On the economic side, there’s a real sense of urgency because that bridge affects so many supply line issues all over the country. It’s a cascading kind of ripple effect that will add to an economy right now in the wrong way. There are a number of small businesses that are impacted, particularly those who deal in import-export.”

John Olszewski, known as Johnny O, Baltimore County executive

“I feel it in the very personal way, and in the very painful way, that the people who live here do. We’re still very much in shock and reeling from the loss, not just from our neighbors, people who are experiencing unspeakable tragedy right now, who were working on the bridge, but also our neighbors who have this incredible uncertainty about what their future means, who are port workers.

It’s the little memories: as a high schooler, driving around the beltway and crossing the bridge because it was the thing to do when you got your license, to spending evenings fishing in the channel. I’d do a little crabbing, recreationally, on the side of the bridge there. I have all these incredible memories, and then to have everything you’ve ever known come to a screeching halt … ” (His voice trailed off and he shook his head.)

A SENSE OF HOME

Michelle Dobbs, veterinary pharmaceutical sales representative , resident of the Sparrows Point neighborhood who crossed the bridge twice a day

“Coming over the Key Bridge, I’d feel an instant lowering of blood pressure, a feeling that my day is done. It was a symbol of coming home. You’d have a beautiful view of the Baltimore skyline from the top of the bridge. I’d see the sailboats and cruise ships coming in and out; one time, I was lucky enough to see the Pride of Baltimore (a tall ship) come through. It never got old. It was just a part of my daily life. I don’t know when it’s not going to be so jarring. It’s unbelievable to have such an emotional attachment to a bridge.”

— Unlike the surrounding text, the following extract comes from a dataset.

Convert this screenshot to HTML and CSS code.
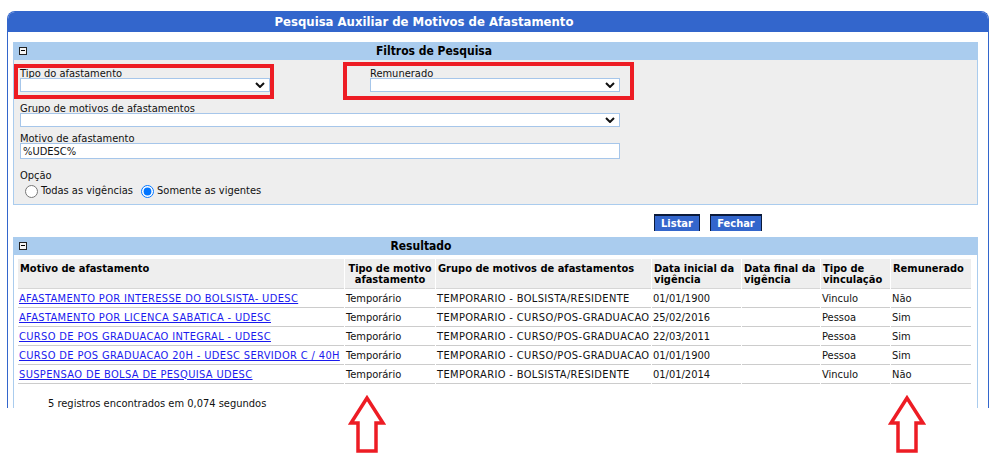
FILE: index.html
```html
<!DOCTYPE html>
<html lang="pt-BR">
<head>
<meta charset="utf-8">
<title>Pesquisa Auxiliar de Motivos de Afastamento</title>
<link rel="stylesheet" href="styles.css">
</head>
<body>
<div class="page">
  <div class="panel">
    <div class="panel-title"><span>Pesquisa Auxiliar de Motivos de Afastamento</span></div>
    <div class="panel-body">
      <div class="section-bar bar-filtros">
        <span class="toggle"><span class="toggle-minus"></span></span>
        <span class="bar-title">Filtros de Pesquisa</span>
      </div>
      <div class="filters">
        <div class="row-pair">
          <div class="field field-half">
            <label class="field-label">Tipo do afastamento</label>
            <div class="select-box">
              <svg class="chev" width="10" height="6" viewBox="0 0 10 6"><path d="M1 1 L5 5 L9 1" fill="none" stroke="#111" stroke-width="2"/></svg>
            </div>
          </div>
          <div class="field field-half field-rem">
            <label class="field-label">Remunerado</label>
            <div class="select-box">
              <svg class="chev" width="10" height="6" viewBox="0 0 10 6"><path d="M1 1 L5 5 L9 1" fill="none" stroke="#111" stroke-width="2"/></svg>
            </div>
          </div>
        </div>
        <div class="field field-full field-grupo">
          <label class="field-label">Grupo de motivos de afastamentos</label>
          <div class="select-box">
            <svg class="chev" width="10" height="6" viewBox="0 0 10 6"><path d="M1 1 L5 5 L9 1" fill="none" stroke="#111" stroke-width="2"/></svg>
          </div>
        </div>
        <div class="field field-full field-motivo">
          <label class="field-label">Motivo de afastamento</label>
          <div class="text-input">%UDESC%</div>
        </div>
        <div class="field field-opcao">
          <label class="field-label">Opção</label>
          <div class="radio-row">
            <label class="radio"><input type="radio" name="op">Todas as vigências </label>
            <label class="radio"><input type="radio" name="op" checked>Somente as vigentes</label>
          </div>
        </div>
        <span class="red-box red-box-1"></span>
        <span class="red-box red-box-2"></span>
      </div>
      <div class="actions">
        <button class="btn btn-listar">Listar</button>
        <button class="btn btn-fechar">Fechar</button>
      </div>
      <div class="section-bar bar-result">
        <span class="toggle"><span class="toggle-minus"></span></span>
        <span class="bar-title">Resultado</span>
      </div>
      <div class="results">
        <table class="grid">
          <thead>
            <tr>
              <th class="c1">Motivo de afastamento</th>
              <th class="c2 center">Tipo de motivo afastamento</th>
              <th class="c3">Grupo de motivos de afastamentos</th>
              <th class="c4">Data inicial da vigência</th>
              <th class="c5">Data final da vigência</th>
              <th class="c6">Tipo de vinculação</th>
              <th class="c7">Remunerado</th>
            </tr>
          </thead>
          <tbody>
            <tr><td class="caps"><a href="#">AFASTAMENTO POR INTERESSE DO BOLSISTA- UDESC</a></td><td>Temporário</td><td class="caps">TEMPORARIO - BOLSISTA/RESIDENTE</td><td>01/01/1900</td><td></td><td>Vinculo</td><td>Não</td></tr>
            <tr><td class="caps"><a href="#">AFASTAMENTO POR LICENCA SABATICA - UDESC</a></td><td>Temporário</td><td class="caps">TEMPORARIO - CURSO/POS-GRADUACAO</td><td>25/02/2016</td><td></td><td>Pessoa</td><td>Sim</td></tr>
            <tr><td class="caps"><a href="#">CURSO DE POS GRADUACAO INTEGRAL - UDESC</a></td><td>Temporário</td><td class="caps">TEMPORARIO - CURSO/POS-GRADUACAO</td><td>22/03/2011</td><td></td><td>Pessoa</td><td>Sim</td></tr>
            <tr><td class="caps"><a href="#">CURSO DE POS GRADUACAO 20H - UDESC SERVIDOR C / 40H</a></td><td>Temporário</td><td class="caps">TEMPORARIO - CURSO/POS-GRADUACAO</td><td>01/01/1900</td><td></td><td>Pessoa</td><td>Sim</td></tr>
            <tr><td class="caps"><a href="#">SUSPENSAO DE BOLSA DE PESQUISA UDESC</a></td><td>Temporário</td><td class="caps">TEMPORARIO - BOLSISTA/RESIDENTE</td><td>01/01/2014</td><td></td><td>Vinculo</td><td>Não</td></tr>
          </tbody>
        </table>
        <div class="count">5 registros encontrados em 0,074 segundos</div>
      </div>
    </div>
  </div>
  <svg class="arrow arrow-1" width="40" height="60" viewBox="0 0 40 60"><path d="M19 3 L3 28 L10 28 L10 56 L28 56 L28 28 L35 28 Z" fill="#fff" stroke="#ED1C24" stroke-width="3.5" stroke-linejoin="miter"/></svg>
  <svg class="arrow arrow-2" width="40" height="60" viewBox="0 0 40 60"><path d="M19 3 L3 28 L10 28 L10 56 L28 56 L28 28 L35 28 Z" fill="#fff" stroke="#ED1C24" stroke-width="3.5" stroke-linejoin="miter"/></svg>
</div>
</body>
</html>
```
FILE: styles.css
```css
* { box-sizing: border-box; }

body {
  margin: 0;
  background: #ffffff;
  font-family: "DejaVu Sans Condensed", "DejaVu Sans", Verdana, sans-serif;
  font-size: 11px;
  color: #000;
}

.page {
  position: relative;
  width: 996px;
  height: 469px;
  overflow: hidden;
  padding: 11px 0 0 7px;
}

.panel {
  width: 982px;
  height: 397px;
  border: 1px solid #3366cc;
  border-bottom: none;
  border-radius: 8px 8px 0 0;
}

.panel-title {
  height: 20px;
  background: #3366cc;
  border-radius: 7px 7px 0 0;
  color: #fff;
  font-weight: bold;
  font-size: 13px;
  display: flex;
  align-items: center;
  justify-content: center;
  padding-right: 148px;
  padding-bottom: 1px;
}

.panel-body {
  padding: 10px 10px 0 5px;
}

.section-bar {
  height: 18px;
  background: #aaccee;
  display: flex;
  align-items: center;
  position: relative;
}

.toggle {
  position: absolute;
  left: 6px;
  top: 5px;
  width: 8px;
  height: 8px;
  border: 1px solid #222;
  background: #f4f4f4;
}

.toggle-minus {
  position: absolute;
  left: 1px;
  top: 2px;
  width: 4px;
  height: 1px;
  background: #000;
}

.bar-title {
  flex: 1;
  text-align: center;
  font-weight: bold;
  font-size: 12px;
  color: #000;
}

.bar-filtros .bar-title { padding-right: 123px; }
.bar-result .bar-title { padding-right: 149px; }

.filters {
  position: relative;
  height: 145px;
  background: #eeeeee;
  border: 1px solid #aaccee;
  border-top: none;
  padding: 5px 0 0 6px;
}

.row-pair {
  display: flex;
  gap: 100px;
}

.field-half { width: 250px; }
.field-full { width: 600px; }
.field-grupo { margin-top: 8px; }
.field-motivo { margin-top: 3px; }
.field-opcao { margin-top: 8px; }

.field-label {
  display: block;
  height: 13px;
  line-height: 17px;
  color: #111;
}

.select-box {
  position: relative;
  height: 14px;
  background: #fff;
  border: 1px solid #a6c6ea;
}

.chev {
  position: absolute;
  right: 4px;
  top: 3px;
}

.text-input {
  height: 16px;
  background: #fff;
  border: 1px solid #a6c6ea;
  padding-left: 2px;
  line-height: 15px;
  color: #111;
}

.radio-row {
  display: flex;
  align-items: center;
  height: 20px;
}

.radio {
  display: flex;
  align-items: center;
  white-space: pre;
  color: #111;
  padding-top: 1px;
}

.radio input {
  margin: 1px 3px 0 5px;
  width: 13px;
  height: 13px;
  accent-color: #0075ff;
}

.red-box {
  position: absolute;
  border: 4px solid #ed1c24;
}

.red-box-1 { left: 0; top: 4px; width: 260px; height: 35px; }
.red-box-2 { left: 329px; top: 2px; width: 291px; height: 38px; }

.actions {
  display: flex;
  gap: 10px;
  padding: 9px 0 6px 641px;
  height: 32px;
}

.btn {
  height: 17px;
  padding: 0;
  background: #3366cc;
  color: #fff;
  font-family: inherit;
  font-weight: bold;
  font-size: 11px;
  border: 1px solid #0b1a3a;
  border-top-width: 2px;
  border-bottom: none;
  line-height: 14px;
}

.btn-listar { width: 46px; }
.btn-fechar { width: 52px; }

.results {
  height: 153px;
  border: 1px solid #aaccee;
  border-top: none;
  border-bottom: none;
  padding: 4px 0 0 3px;
}

.grid {
  table-layout: fixed;
  width: 955px;
  border-collapse: separate;
  border-spacing: 1px 0;
}

.grid th, .grid td {
  box-sizing: border-box;
  white-space: nowrap;
  overflow: hidden;
  text-align: left;
}

.grid th {
  height: 30px;
  background: #eeeeee;
  border-bottom: 1px solid #d6d6d6;
  font-weight: bold;
  vertical-align: top;
  padding: 4px 2px 0 2px;
  line-height: 11px;
  white-space: normal;
}

.grid th.center { text-align: center; }

.grid td {
  height: 19px;
  border-bottom: 1px solid #cccccc;
  padding: 0 1px 0 1px;
  vertical-align: middle;
  color: #111;
}

.grid td.caps { letter-spacing: 0.35px; }

.grid a { color: #1a1aee; }

.c1 { width: 326px; }
.c2 { width: 90px; }
.c3 { width: 215px; }
.c4 { width: 89px; }
.c5 { width: 78px; }
.c6 { width: 69px; }
.c7 { width: 80px; }

.count {
  padding: 13px 0 0 31px;
  line-height: 13px;
  color: #111;
}

.arrow { position: absolute; }
.arrow-1 { left: 348px; top: 395px; }
.arrow-2 { left: 888px; top: 395px; }
```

Joey Harkum, musician from Pasadena , a suburban area south of the bridge on the Patapsco River

“It’s absolutely important to northern Anne Arundel County — that’s how we get to Dundalk, that’s how we get to Fells Point. It’s so close to our house, there’s debris washing up on our beach now. We grew up right there on the river. We would take out a little boat and sneak out to Fort Carroll and just explore. Whenever people from out of town came, I’d drive them to the bridge and show them all the forts. I named my first band Pasadena. Our first album had a drawing of the Key Bridge, the smokestacks and the bridge, showing that’s where we were from. It was just part of our identity for people who lived south of the city.”

COMING TOGETHER

Shannon McLucas, ranger at Fort McHenry , a national monument about 4 miles across from the bridge

“Throughout the morning, we had a lot of regulars, locals walking along the sea wall. Joggers, dog walkers, parents with babies, some come every morning to walk. They had the same emotional reaction I did at seeing this dramatically changed landscape. It was very busy but very eerily quiet. To me, that’s remarkable. There are moments when we have this shared humanity — from the park, you see the wreckage, but you also see the Coast Guard at work. We talk about the Battle of Baltimore, in 1814. People came from all over, from different walks of life, to defend the city, they came together. Now, 210 years later, this was an accident, but it’s one of those moments where you realize we do have a shared community.”

Laura Lippman, author

All I can tell you is that I’m sad and I know others are sad, too. I love my hometown so much. My family moved here in ’65. I remember the riots after the assassination of MLK, I remember when homicides spiked in the ’80s, I remember Freddie Gray. It’s a city that’s forever getting knocked down — and getting back up again.

I went to opening day of the Orioles, arriving in time for the acknowledgment of those who died on the bridge. It was sincerely moving. As you may know, Baltimoreans shout the ‘O!’ at the end the national anthem — for the Orioles, but also, I think, for the city. I have never shouted ‘O!’ as loudly as I did on Thursday.”